** Do this **
Repeat the material verbatim. Images are excluded from the copy.
— Start of The data —
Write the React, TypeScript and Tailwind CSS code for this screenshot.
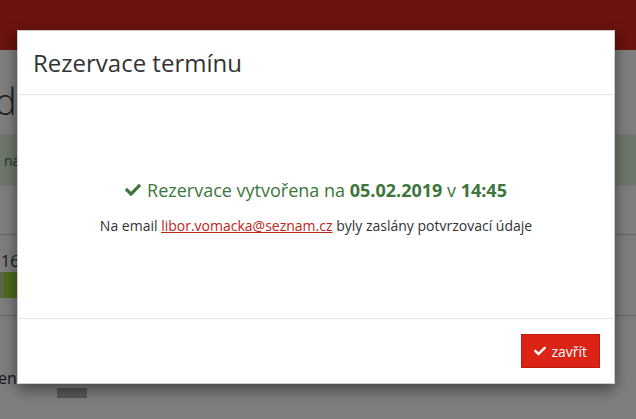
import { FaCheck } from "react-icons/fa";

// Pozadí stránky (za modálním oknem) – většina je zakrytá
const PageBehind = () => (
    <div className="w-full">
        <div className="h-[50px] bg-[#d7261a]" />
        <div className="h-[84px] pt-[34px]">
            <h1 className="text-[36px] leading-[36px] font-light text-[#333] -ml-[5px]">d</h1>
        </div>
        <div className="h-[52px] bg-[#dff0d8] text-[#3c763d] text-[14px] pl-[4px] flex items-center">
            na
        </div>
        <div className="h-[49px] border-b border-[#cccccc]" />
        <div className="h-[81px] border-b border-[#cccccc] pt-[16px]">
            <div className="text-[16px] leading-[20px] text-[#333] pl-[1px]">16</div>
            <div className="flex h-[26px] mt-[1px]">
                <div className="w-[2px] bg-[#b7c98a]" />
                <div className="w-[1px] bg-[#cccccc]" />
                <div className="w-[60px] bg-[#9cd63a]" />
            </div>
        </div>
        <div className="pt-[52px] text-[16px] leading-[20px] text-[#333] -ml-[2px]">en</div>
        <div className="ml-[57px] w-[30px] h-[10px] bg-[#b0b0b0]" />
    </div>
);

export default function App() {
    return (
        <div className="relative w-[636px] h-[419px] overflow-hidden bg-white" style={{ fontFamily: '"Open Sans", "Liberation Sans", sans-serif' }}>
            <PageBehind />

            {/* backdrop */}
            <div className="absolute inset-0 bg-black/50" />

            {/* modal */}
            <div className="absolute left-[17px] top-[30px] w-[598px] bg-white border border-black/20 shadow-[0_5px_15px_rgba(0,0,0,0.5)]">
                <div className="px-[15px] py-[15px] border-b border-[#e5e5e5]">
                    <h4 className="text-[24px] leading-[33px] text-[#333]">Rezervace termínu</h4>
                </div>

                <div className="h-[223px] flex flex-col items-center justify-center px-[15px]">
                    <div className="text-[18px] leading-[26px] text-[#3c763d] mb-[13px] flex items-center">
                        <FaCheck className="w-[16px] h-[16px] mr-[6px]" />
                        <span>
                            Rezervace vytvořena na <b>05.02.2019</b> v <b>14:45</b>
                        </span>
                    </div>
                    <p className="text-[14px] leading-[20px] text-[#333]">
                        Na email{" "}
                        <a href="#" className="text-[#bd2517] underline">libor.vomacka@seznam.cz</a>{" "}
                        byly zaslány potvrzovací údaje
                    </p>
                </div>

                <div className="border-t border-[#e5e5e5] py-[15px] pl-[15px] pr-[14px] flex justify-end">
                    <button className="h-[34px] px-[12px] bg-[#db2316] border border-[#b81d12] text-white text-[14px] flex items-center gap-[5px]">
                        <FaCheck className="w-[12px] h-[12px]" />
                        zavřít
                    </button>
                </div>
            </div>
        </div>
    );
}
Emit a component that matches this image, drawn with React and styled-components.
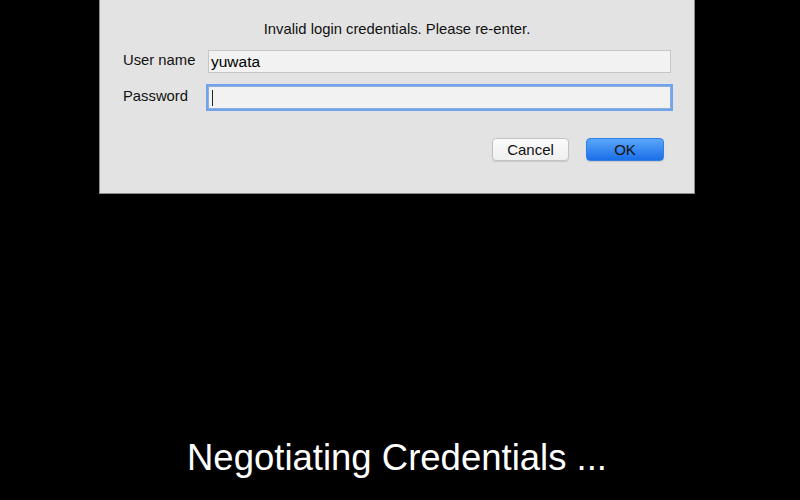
— End of The data —
** Output below **
Write the React, TypeScript and Tailwind CSS code for this screenshot.
import { FaCheck } from "react-icons/fa";

// Pozadí stránky (za modálním oknem) – většina je zakrytá
const PageBehind = () => (
    <div className="w-full">
        <div className="h-[50px] bg-[#d7261a]" />
        <div className="h-[84px] pt-[34px]">
            <h1 className="text-[36px] leading-[36px] font-light text-[#333] -ml-[5px]">d</h1>
        </div>
        <div className="h-[52px] bg-[#dff0d8] text-[#3c763d] text-[14px] pl-[4px] flex items-center">
            na
        </div>
        <div className="h-[49px] border-b border-[#cccccc]" />
        <div className="h-[81px] border-b border-[#cccccc] pt-[16px]">
            <div className="text-[16px] leading-[20px] text-[#333] pl-[1px]">16</div>
            <div className="flex h-[26px] mt-[1px]">
                <div className="w-[2px] bg-[#b7c98a]" />
                <div className="w-[1px] bg-[#cccccc]" />
                <div className="w-[60px] bg-[#9cd63a]" />
            </div>
        </div>
        <div className="pt-[52px] text-[16px] leading-[20px] text-[#333] -ml-[2px]">en</div>
        <div className="ml-[57px] w-[30px] h-[10px] bg-[#b0b0b0]" />
    </div>
);

export default function App() {
    return (
        <div className="relative w-[636px] h-[419px] overflow-hidden bg-white" style={{ fontFamily: '"Open Sans", "Liberation Sans", sans-serif' }}>
            <PageBehind />

            {/* backdrop */}
            <div className="absolute inset-0 bg-black/50" />

            {/* modal */}
            <div className="absolute left-[17px] top-[30px] w-[598px] bg-white border border-black/20 shadow-[0_5px_15px_rgba(0,0,0,0.5)]">
                <div className="px-[15px] py-[15px] border-b border-[#e5e5e5]">
                    <h4 className="text-[24px] leading-[33px] text-[#333]">Rezervace termínu</h4>
                </div>

                <div className="h-[223px] flex flex-col items-center justify-center px-[15px]">
                    <div className="text-[18px] leading-[26px] text-[#3c763d] mb-[13px] flex items-center">
                        <FaCheck className="w-[16px] h-[16px] mr-[6px]" />
                        <span>
                            Rezervace vytvořena na <b>05.02.2019</b> v <b>14:45</b>
                        </span>
                    </div>
                    <p className="text-[14px] leading-[20px] text-[#333]">
                        Na email{" "}
                        <a href="#" className="text-[#bd2517] underline">libor.vomacka@seznam.cz</a>{" "}
                        byly zaslány potvrzovací údaje
                    </p>
                </div>

                <div className="border-t border-[#e5e5e5] py-[15px] pl-[15px] pr-[14px] flex justify-end">
                    <button className="h-[34px] px-[12px] bg-[#db2316] border border-[#b81d12] text-white text-[14px] flex items-center gap-[5px]">
                        <FaCheck className="w-[12px] h-[12px]" />
                        zavřít
                    </button>
                </div>
            </div>
        </div>
    );
}
Emit a component that matches this image, drawn with React and styled-components.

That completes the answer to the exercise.